Guillaume Le Grand a été bercé toute son enfance au gré des navigations de son grand père aux Glénans. Il est l’un des pionniers du transport à la voile en France. Ce diplômé de sciences politiques et ancien trader à la City a tout plaqué pour monter il y a plus de 10 ans une société à Douarnenez qui arme des voiliers de fret entre Europe et Amérique du sud (Mexique, Colombie, Antilles).
Il a d'abord parié sur une flotte de vieux gréements « l’idée était de travailler avec l’existant, de leur redonner une utilité commerciale » Son entreprise TOWT ( Trans Oceanic Wind Transport) s’appuie alors sur quatre voiliers de 20 à 40 mètres avec une capacité d'emport de 10 à 300 tonnes de marchandises. Avec ses navires, il rallie l’Angleterre, le Portugal, la Scandinavie ou traverse l’Atlantique pour transporter des produits bio et non périssables. C’est aujourd’hui le premier transporteur à la voile français.
Fort de son modèle, l’entrepreneur voit aujourd’hui plus grand.

Les vieux gréements ont le grand mérite d’exister mais ce n’est qu’une étape, un étage de la fusée. Sans ces bateaux, nous en serions encore à de la pure théorie et n'aurions rien pu faire jusqu’ici

L’heure a sonné de penser désormais à des bateaux plus adaptés. Il s’est donc engagé dans la construction de 4 voiliers modernes, a signé un partenariat avec le port du Havre, et fait désormais partie de l’association Armateurs de France.
Son premier trois-mâts mesurera 67 mètres et sera en capacité de transporter 1 000 tonnes de marchandises à une vitesse de croisière de 11 nœuds. Il sera ainsi deux fois plus rapide que les vieux gréements aujourd’hui affrétés par Towt, et voguera à une vitesse proche de celle des cargos polluants actuels. Guillaume Le Grand a calculé :

Une fois à l’eau, le Voilier-Cargo économisera plus de 10 000 tonnes d'émission de CO2 par an et plus de 300 000 tonnes sur sa durée de vie. Les quatre bateaux devraient être mis à l’eau en 2022, et desservir des lignes régulières depuis le Havre vers l’Amérique du nord (Québec, New-York) mais aussi les Antilles, l’Amérique centrale et Abidjan.

Pour distinguer et valoriser ces marchandises transportées à la force du vent, le groupe a créé le label Anemos (qui signifie «le vent» en grec ancien). Ce logo est apposé sur les produits qui sont également estampillés, chacun, d’un numéro de voyage.

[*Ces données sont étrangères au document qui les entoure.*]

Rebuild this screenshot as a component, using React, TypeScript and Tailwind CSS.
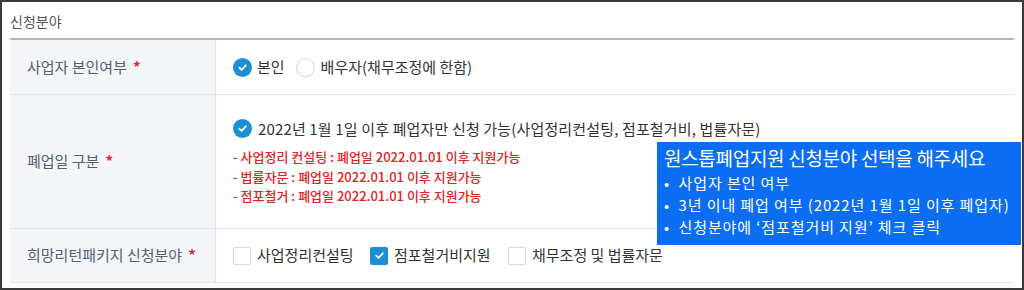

Rien ne ressemble plus à un produit transporté par la voile qu'un produit transporté par cargo classique, le consommateur ne peut pas se repérer s’il n’y a pas de label.

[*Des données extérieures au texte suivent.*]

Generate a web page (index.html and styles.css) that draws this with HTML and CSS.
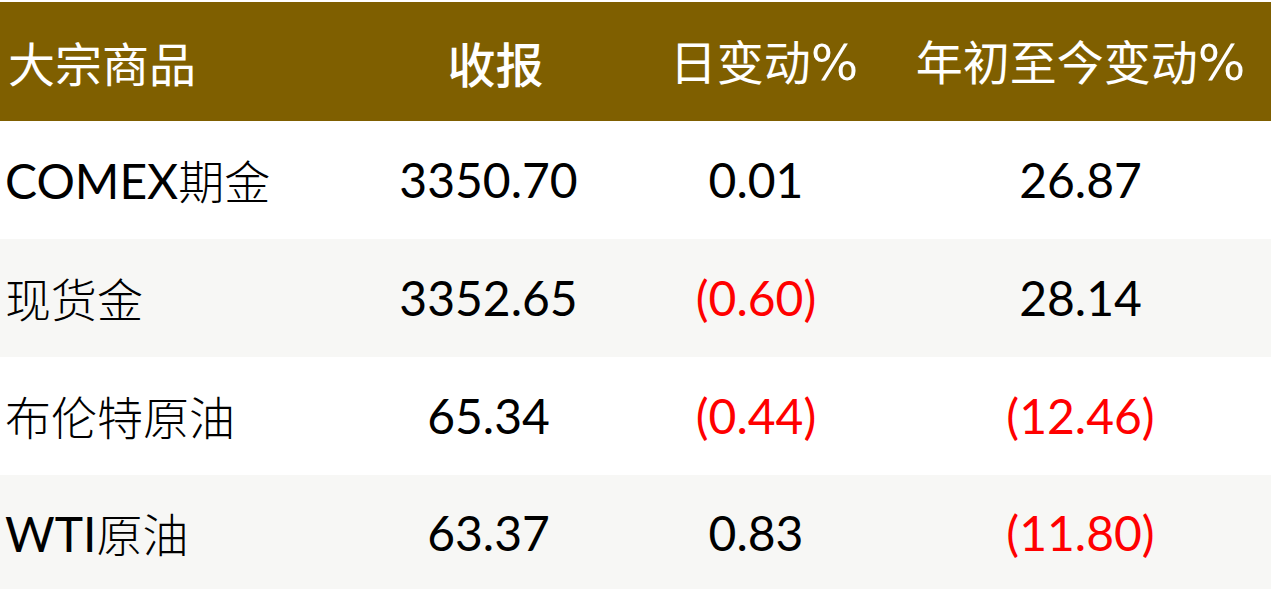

Ce logo Anemos permet grâce à un code client de vérifier sur internet le chemin parcouru par la marchandise qu’il vient d’acheter. Il peut même accéder au journal de bord, voir les détails de la navigation accompagnés parfois de photos. «C’est vraiment une première européenne. Nous sommes les seuls à offrir cette traçabilité dans un secteur où règne l’opacité. Nous renseignons le trajet emprunté par le produit et son bilan carbone, en toute transparence. Nous offrons ainsi une traçabilité complète aux consommateurs qui peuvent par exemple savoir de quelle coopérative viennent les fèves de cacao» précise Guillaume Le Grand.
Des tablettes de chocolat, paquets de café, bouteilles de rhum, sachets de thé... sont ainsi transportés et labellisés. Les produits sont ensuite vendus via la boutique en ligne de Towt ou en direct dans son magasin situé à Douarnenez en Bretagne. La start-up transporte aussi des produits pour d’autres groupes comme l’enseigne de magasins de produits organiques Biocoop qui fait ainsi venir du vin portugais, de la bière ou de l’huile d’olive. L’idée séduit aussi des restaurateurs, des détaillants ou encore des grands groupes du CAC 40.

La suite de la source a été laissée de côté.